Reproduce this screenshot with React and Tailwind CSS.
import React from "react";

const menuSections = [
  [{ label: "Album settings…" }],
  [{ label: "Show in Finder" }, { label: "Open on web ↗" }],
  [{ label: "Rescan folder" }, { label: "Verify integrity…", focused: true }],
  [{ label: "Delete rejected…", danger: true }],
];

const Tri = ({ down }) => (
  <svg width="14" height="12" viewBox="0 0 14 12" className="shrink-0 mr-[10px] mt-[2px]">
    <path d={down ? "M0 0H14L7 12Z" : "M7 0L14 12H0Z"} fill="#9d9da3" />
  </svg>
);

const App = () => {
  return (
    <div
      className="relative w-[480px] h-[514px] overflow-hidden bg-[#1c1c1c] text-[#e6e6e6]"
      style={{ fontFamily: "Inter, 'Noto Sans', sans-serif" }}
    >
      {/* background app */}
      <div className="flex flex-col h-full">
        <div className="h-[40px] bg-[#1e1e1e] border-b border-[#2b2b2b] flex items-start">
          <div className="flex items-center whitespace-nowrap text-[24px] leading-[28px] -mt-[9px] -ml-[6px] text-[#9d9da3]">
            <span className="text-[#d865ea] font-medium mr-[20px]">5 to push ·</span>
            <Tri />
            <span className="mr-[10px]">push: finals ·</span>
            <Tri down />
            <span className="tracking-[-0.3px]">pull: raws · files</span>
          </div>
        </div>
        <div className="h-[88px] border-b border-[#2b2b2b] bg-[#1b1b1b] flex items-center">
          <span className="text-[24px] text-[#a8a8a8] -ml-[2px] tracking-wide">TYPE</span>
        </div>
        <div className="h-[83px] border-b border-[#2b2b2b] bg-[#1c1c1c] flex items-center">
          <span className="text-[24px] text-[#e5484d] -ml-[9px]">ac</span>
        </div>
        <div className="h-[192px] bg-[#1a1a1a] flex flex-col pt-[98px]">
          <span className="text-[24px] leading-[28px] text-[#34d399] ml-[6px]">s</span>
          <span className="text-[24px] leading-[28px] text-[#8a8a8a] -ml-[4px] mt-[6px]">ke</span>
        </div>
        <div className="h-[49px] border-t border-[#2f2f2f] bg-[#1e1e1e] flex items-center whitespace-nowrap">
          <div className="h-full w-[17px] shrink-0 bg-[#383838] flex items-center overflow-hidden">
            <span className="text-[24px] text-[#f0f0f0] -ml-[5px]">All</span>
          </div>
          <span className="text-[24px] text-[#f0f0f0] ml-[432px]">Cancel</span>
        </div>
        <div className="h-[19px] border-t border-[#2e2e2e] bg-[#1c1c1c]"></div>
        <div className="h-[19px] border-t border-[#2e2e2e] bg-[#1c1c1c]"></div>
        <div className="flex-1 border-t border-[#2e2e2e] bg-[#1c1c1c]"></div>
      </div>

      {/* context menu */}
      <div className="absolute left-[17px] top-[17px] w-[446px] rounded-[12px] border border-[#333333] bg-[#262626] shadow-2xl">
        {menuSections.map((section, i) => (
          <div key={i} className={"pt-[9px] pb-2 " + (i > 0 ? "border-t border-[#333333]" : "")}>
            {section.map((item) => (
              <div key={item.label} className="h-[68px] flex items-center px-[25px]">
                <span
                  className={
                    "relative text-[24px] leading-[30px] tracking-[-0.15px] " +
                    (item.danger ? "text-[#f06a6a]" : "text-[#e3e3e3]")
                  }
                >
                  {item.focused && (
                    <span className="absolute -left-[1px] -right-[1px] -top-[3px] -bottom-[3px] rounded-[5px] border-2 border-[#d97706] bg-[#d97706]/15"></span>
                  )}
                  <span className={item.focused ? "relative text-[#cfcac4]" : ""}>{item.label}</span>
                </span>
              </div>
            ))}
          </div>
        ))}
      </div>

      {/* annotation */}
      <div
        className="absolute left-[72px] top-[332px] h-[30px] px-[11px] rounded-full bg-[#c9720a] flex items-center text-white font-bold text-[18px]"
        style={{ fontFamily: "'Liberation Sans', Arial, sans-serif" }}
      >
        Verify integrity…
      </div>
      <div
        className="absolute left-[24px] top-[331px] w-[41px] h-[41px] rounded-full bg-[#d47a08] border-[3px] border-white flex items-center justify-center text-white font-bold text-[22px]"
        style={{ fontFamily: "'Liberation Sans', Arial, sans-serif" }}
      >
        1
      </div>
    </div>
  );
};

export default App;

* _Set problem_
Return the listing above in full, character for character.

* _Result of this exercise_
Reproduce this screenshot with React and Tailwind CSS.
import React from "react";

const menuSections = [
  [{ label: "Album settings…" }],
  [{ label: "Show in Finder" }, { label: "Open on web ↗" }],
  [{ label: "Rescan folder" }, { label: "Verify integrity…", focused: true }],
  [{ label: "Delete rejected…", danger: true }],
];

const Tri = ({ down }) => (
  <svg width="14" height="12" viewBox="0 0 14 12" className="shrink-0 mr-[10px] mt-[2px]">
    <path d={down ? "M0 0H14L7 12Z" : "M7 0L14 12H0Z"} fill="#9d9da3" />
  </svg>
);

const App = () => {
  return (
    <div
      className="relative w-[480px] h-[514px] overflow-hidden bg-[#1c1c1c] text-[#e6e6e6]"
      style={{ fontFamily: "Inter, 'Noto Sans', sans-serif" }}
    >
      {/* background app */}
      <div className="flex flex-col h-full">
        <div className="h-[40px] bg-[#1e1e1e] border-b border-[#2b2b2b] flex items-start">
          <div className="flex items-center whitespace-nowrap text-[24px] leading-[28px] -mt-[9px] -ml-[6px] text-[#9d9da3]">
            <span className="text-[#d865ea] font-medium mr-[20px]">5 to push ·</span>
            <Tri />
            <span className="mr-[10px]">push: finals ·</span>
            <Tri down />
            <span className="tracking-[-0.3px]">pull: raws · files</span>
          </div>
        </div>
        <div className="h-[88px] border-b border-[#2b2b2b] bg-[#1b1b1b] flex items-center">
          <span className="text-[24px] text-[#a8a8a8] -ml-[2px] tracking-wide">TYPE</span>
        </div>
        <div className="h-[83px] border-b border-[#2b2b2b] bg-[#1c1c1c] flex items-center">
          <span className="text-[24px] text-[#e5484d] -ml-[9px]">ac</span>
        </div>
        <div className="h-[192px] bg-[#1a1a1a] flex flex-col pt-[98px]">
          <span className="text-[24px] leading-[28px] text-[#34d399] ml-[6px]">s</span>
          <span className="text-[24px] leading-[28px] text-[#8a8a8a] -ml-[4px] mt-[6px]">ke</span>
        </div>
        <div className="h-[49px] border-t border-[#2f2f2f] bg-[#1e1e1e] flex items-center whitespace-nowrap">
          <div className="h-full w-[17px] shrink-0 bg-[#383838] flex items-center overflow-hidden">
            <span className="text-[24px] text-[#f0f0f0] -ml-[5px]">All</span>
          </div>
          <span className="text-[24px] text-[#f0f0f0] ml-[432px]">Cancel</span>
        </div>
        <div className="h-[19px] border-t border-[#2e2e2e] bg-[#1c1c1c]"></div>
        <div className="h-[19px] border-t border-[#2e2e2e] bg-[#1c1c1c]"></div>
        <div className="flex-1 border-t border-[#2e2e2e] bg-[#1c1c1c]"></div>
      </div>

      {/* context menu */}
      <div className="absolute left-[17px] top-[17px] w-[446px] rounded-[12px] border border-[#333333] bg-[#262626] shadow-2xl">
        {menuSections.map((section, i) => (
          <div key={i} className={"pt-[9px] pb-2 " + (i > 0 ? "border-t border-[#333333]" : "")}>
            {section.map((item) => (
              <div key={item.label} className="h-[68px] flex items-center px-[25px]">
                <span
                  className={
                    "relative text-[24px] leading-[30px] tracking-[-0.15px] " +
                    (item.danger ? "text-[#f06a6a]" : "text-[#e3e3e3]")
                  }
                >
                  {item.focused && (
                    <span className="absolute -left-[1px] -right-[1px] -top-[3px] -bottom-[3px] rounded-[5px] border-2 border-[#d97706] bg-[#d97706]/15"></span>
                  )}
                  <span className={item.focused ? "relative text-[#cfcac4]" : ""}>{item.label}</span>
                </span>
              </div>
            ))}
          </div>
        ))}
      </div>

      {/* annotation */}
      <div
        className="absolute left-[72px] top-[332px] h-[30px] px-[11px] rounded-full bg-[#c9720a] flex items-center text-white font-bold text-[18px]"
        style={{ fontFamily: "'Liberation Sans', Arial, sans-serif" }}
      >
        Verify integrity…
      </div>
      <div
        className="absolute left-[24px] top-[331px] w-[41px] h-[41px] rounded-full bg-[#d47a08] border-[3px] border-white flex items-center justify-center text-white font-bold text-[22px]"
        style={{ fontFamily: "'Liberation Sans', Arial, sans-serif" }}
      >
        1
      </div>
    </div>
  );
};

export default App;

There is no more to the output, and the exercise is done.